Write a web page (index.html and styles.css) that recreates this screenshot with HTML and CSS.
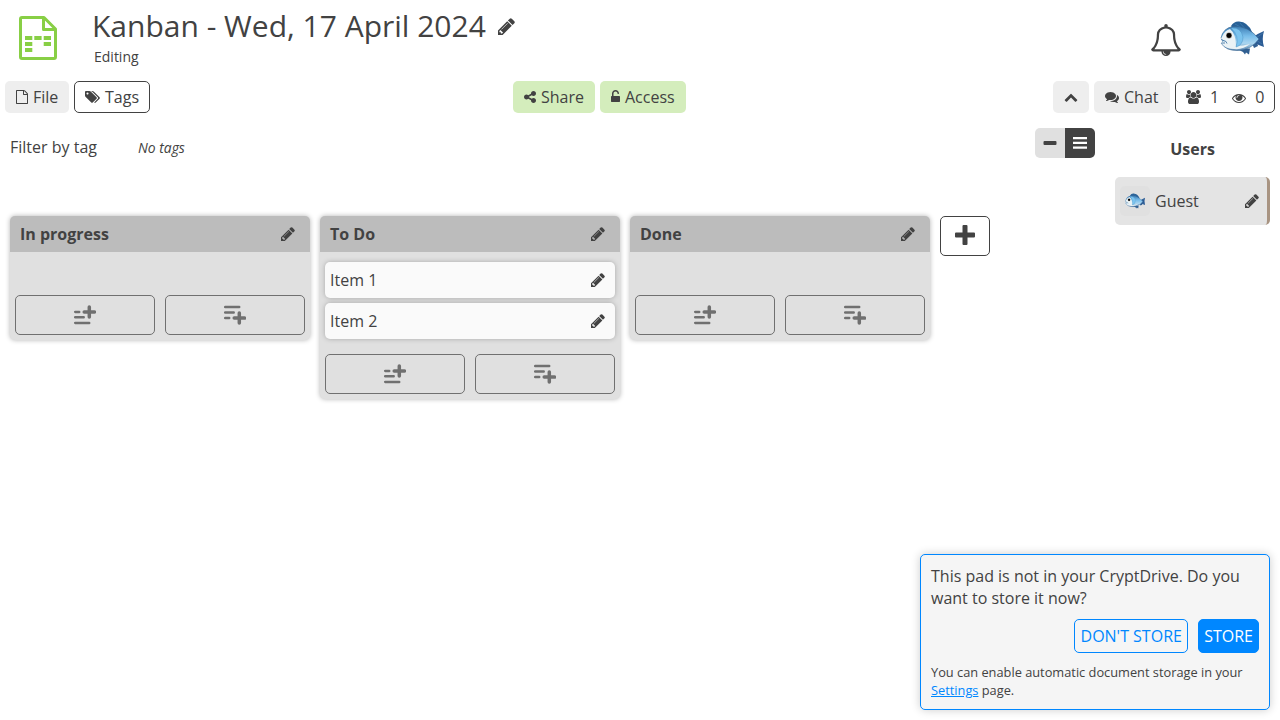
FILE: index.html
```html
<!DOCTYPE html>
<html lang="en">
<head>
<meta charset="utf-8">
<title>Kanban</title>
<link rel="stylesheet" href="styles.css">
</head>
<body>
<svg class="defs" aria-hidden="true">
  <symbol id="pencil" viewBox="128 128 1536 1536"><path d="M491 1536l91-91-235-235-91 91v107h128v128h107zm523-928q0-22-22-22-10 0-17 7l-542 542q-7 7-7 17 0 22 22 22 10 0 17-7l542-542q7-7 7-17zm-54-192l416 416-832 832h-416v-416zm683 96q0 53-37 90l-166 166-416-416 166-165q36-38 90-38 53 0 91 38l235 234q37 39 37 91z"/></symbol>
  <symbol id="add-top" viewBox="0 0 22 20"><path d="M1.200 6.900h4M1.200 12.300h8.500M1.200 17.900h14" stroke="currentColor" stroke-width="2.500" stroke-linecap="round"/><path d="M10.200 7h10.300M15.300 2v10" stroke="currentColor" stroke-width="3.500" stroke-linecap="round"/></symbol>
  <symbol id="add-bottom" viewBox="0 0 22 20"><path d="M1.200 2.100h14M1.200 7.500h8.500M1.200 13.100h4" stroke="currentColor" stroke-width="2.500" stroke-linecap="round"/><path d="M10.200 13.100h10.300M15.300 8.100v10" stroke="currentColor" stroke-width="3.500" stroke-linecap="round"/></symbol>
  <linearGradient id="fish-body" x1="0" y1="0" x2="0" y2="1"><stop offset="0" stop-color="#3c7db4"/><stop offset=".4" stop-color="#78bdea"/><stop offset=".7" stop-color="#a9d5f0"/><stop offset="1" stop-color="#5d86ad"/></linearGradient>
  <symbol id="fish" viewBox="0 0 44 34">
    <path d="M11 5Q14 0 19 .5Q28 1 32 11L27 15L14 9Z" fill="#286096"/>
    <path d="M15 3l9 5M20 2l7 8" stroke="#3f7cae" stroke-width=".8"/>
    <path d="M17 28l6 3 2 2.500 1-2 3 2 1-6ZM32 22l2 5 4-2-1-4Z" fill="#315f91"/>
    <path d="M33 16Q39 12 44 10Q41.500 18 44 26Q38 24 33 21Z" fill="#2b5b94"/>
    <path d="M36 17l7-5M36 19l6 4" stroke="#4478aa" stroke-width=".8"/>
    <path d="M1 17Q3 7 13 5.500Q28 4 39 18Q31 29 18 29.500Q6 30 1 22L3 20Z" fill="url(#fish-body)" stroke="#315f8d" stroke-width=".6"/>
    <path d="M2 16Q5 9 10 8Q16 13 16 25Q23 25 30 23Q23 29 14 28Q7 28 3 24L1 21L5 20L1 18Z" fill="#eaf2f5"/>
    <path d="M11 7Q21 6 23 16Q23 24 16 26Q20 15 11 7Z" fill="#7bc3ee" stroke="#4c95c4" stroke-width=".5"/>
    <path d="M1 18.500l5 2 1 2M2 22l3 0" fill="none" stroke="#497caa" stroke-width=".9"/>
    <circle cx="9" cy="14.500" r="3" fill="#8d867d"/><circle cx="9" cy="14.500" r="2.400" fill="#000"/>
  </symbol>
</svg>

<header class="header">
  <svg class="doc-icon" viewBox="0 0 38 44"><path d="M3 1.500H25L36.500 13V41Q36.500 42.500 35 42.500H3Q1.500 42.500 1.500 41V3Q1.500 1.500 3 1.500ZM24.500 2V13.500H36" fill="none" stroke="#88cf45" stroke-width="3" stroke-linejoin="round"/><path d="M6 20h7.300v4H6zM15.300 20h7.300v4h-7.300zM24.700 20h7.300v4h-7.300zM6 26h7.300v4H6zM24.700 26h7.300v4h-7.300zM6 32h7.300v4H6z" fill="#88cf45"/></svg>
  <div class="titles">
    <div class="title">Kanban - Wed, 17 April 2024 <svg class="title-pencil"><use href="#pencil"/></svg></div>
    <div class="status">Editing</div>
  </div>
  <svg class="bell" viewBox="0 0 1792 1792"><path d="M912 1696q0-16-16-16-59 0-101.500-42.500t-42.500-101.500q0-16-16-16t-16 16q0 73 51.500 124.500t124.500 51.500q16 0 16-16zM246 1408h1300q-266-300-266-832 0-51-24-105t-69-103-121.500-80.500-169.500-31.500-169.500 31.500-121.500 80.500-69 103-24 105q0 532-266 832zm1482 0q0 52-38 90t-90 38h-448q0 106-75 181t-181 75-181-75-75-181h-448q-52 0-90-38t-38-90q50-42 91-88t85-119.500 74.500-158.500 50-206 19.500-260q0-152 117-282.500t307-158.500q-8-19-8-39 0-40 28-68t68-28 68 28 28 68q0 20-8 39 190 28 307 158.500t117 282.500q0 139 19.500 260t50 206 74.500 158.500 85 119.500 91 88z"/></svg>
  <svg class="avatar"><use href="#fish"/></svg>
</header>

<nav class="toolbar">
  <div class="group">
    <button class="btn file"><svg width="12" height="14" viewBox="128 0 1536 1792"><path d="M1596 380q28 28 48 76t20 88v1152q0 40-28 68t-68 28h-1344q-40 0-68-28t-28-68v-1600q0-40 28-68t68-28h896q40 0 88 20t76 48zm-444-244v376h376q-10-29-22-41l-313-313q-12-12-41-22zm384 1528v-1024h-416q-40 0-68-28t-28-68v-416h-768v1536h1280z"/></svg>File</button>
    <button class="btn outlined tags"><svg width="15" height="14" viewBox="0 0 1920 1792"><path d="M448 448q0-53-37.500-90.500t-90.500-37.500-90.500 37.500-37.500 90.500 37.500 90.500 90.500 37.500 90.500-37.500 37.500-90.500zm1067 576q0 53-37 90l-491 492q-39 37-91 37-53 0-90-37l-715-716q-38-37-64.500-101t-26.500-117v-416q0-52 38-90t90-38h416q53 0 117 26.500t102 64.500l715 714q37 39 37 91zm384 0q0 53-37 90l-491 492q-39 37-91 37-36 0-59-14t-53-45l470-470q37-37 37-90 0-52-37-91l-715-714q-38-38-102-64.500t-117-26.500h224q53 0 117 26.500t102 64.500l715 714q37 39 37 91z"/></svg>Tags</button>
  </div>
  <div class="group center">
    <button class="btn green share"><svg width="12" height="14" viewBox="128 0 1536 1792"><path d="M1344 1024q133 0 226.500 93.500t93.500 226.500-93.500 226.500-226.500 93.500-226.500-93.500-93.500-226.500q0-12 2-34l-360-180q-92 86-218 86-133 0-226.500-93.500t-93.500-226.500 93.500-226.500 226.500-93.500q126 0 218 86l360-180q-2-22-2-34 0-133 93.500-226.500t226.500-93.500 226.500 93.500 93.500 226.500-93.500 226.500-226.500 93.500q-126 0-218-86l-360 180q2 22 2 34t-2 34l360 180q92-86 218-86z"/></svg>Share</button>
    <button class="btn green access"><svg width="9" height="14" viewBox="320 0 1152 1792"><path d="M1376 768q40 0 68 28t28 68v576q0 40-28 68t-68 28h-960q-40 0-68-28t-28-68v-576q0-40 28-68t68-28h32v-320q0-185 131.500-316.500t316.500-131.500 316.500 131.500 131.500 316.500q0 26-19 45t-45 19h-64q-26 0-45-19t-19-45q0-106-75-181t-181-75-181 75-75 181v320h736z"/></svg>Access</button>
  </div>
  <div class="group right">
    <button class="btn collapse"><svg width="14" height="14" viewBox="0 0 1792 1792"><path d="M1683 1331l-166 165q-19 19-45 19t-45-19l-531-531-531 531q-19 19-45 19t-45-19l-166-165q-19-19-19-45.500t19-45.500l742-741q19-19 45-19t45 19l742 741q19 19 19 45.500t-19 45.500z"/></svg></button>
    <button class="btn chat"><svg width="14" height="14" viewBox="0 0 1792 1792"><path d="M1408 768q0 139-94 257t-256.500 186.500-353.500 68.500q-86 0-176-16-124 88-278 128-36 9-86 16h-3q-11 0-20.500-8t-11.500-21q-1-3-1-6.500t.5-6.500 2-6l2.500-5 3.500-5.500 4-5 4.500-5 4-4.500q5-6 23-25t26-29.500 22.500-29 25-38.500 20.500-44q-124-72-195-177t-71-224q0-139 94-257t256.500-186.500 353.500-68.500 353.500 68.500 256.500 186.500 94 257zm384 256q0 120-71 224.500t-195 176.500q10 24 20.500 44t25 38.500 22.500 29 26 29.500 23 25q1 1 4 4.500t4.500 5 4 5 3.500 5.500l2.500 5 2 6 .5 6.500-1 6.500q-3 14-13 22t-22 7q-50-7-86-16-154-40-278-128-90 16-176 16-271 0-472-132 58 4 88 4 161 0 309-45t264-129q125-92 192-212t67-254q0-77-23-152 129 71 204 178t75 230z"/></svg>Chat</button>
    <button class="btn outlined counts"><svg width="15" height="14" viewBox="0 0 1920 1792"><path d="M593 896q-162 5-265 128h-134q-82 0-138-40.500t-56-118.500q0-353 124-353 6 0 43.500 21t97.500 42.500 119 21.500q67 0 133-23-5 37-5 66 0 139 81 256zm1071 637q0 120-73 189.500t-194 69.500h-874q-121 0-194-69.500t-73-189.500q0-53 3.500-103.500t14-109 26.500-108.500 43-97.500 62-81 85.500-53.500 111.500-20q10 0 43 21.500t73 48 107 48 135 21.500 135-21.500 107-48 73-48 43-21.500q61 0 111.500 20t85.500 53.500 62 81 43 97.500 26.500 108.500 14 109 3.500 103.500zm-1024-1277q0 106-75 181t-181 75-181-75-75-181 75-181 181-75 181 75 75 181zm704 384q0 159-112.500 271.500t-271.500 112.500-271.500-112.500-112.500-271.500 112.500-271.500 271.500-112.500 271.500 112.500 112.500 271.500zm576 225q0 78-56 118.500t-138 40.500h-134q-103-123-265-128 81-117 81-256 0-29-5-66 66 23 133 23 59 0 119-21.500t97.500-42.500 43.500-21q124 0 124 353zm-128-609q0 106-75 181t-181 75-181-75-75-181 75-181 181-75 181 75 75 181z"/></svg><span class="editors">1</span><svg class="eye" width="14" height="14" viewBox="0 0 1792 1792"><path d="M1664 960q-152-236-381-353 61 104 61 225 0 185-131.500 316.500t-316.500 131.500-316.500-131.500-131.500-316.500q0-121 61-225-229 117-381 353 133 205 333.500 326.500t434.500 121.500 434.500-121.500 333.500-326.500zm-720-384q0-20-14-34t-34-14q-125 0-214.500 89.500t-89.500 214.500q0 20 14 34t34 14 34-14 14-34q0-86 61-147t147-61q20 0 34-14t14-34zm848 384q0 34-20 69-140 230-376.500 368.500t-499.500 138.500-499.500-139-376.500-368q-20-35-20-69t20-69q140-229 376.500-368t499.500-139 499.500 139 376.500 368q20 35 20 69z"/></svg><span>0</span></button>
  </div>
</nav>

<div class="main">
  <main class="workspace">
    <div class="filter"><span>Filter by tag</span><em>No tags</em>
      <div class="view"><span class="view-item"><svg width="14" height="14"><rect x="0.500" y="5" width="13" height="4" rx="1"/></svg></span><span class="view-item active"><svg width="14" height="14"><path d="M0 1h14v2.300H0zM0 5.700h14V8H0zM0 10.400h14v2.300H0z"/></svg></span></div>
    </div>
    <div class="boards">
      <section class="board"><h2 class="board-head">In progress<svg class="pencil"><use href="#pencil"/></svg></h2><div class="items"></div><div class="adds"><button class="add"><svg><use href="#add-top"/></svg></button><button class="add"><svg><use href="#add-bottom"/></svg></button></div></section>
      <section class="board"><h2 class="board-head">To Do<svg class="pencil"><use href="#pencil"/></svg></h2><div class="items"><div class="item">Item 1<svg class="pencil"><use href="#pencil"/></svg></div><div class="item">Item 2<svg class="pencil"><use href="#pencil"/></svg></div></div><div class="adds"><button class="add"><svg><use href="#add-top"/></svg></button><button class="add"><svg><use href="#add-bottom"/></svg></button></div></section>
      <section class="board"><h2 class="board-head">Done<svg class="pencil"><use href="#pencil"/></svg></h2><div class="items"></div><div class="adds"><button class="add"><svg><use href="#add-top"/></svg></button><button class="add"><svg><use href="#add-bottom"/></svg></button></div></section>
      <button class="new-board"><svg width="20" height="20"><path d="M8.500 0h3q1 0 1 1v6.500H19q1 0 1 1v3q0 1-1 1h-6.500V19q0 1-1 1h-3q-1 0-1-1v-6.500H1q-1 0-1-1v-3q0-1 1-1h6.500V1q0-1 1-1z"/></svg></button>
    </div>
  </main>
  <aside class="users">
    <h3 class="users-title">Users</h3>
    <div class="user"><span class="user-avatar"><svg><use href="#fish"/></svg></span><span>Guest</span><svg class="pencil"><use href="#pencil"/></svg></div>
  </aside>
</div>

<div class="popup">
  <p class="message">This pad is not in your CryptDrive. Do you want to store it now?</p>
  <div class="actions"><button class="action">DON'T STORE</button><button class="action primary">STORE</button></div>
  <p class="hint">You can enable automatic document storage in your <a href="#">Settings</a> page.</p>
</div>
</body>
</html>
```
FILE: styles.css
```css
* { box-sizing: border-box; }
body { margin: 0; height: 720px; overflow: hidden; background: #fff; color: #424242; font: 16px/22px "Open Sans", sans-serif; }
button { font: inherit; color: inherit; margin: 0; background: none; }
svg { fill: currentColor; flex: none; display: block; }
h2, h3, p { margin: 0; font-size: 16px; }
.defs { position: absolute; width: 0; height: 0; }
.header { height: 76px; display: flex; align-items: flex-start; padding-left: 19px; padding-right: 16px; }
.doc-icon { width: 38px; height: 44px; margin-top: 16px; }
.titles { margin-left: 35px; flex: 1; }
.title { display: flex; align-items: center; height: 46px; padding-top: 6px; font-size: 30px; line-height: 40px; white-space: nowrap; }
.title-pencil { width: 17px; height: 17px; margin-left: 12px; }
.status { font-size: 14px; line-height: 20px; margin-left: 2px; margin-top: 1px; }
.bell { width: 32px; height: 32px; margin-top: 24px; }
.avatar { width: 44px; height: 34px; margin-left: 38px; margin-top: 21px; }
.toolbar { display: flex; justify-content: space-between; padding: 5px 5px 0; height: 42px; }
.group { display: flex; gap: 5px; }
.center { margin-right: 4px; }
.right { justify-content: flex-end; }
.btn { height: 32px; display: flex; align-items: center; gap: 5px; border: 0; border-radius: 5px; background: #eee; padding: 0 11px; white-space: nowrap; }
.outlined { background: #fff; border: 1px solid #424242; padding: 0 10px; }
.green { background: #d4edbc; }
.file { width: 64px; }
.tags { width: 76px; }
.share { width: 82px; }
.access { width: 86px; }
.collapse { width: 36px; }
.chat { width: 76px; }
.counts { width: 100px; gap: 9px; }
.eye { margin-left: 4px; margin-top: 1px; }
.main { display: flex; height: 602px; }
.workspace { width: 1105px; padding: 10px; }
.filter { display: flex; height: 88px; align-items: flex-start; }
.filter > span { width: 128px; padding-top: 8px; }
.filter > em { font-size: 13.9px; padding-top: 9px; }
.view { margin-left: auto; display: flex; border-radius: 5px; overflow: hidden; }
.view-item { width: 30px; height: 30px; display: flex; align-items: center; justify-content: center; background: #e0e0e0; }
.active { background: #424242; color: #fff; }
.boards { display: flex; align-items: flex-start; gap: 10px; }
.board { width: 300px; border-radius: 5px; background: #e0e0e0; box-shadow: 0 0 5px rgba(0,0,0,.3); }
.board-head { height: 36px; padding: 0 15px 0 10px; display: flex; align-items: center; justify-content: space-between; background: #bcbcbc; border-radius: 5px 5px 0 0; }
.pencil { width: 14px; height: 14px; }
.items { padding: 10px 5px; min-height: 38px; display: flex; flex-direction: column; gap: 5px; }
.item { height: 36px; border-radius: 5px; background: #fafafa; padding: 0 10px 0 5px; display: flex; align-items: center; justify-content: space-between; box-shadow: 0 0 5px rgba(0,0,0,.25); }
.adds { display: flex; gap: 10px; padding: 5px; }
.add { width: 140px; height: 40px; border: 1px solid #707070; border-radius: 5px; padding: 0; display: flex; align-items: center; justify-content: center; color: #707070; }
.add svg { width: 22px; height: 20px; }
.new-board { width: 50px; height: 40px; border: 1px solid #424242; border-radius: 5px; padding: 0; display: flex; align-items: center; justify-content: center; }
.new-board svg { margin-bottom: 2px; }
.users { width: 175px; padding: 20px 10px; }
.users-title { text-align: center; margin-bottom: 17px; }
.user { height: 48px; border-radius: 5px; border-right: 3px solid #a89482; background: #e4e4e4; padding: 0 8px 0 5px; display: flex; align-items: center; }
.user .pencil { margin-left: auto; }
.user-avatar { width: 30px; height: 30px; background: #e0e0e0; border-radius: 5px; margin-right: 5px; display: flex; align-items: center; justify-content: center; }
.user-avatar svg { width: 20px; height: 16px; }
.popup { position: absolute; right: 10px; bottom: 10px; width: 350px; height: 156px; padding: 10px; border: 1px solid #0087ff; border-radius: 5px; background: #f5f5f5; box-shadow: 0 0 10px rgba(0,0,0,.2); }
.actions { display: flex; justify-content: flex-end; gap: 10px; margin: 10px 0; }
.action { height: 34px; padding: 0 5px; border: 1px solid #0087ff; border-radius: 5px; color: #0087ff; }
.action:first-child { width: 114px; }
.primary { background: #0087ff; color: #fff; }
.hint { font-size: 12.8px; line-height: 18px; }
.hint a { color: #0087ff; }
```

============================================================

** What you need to do **
List the lines of the material in which the word "index" occurs.

** Solution to this task **
Write a web page (index.html and styles.css) that recreates this screenshot with HTML and CSS.
FILE: index.html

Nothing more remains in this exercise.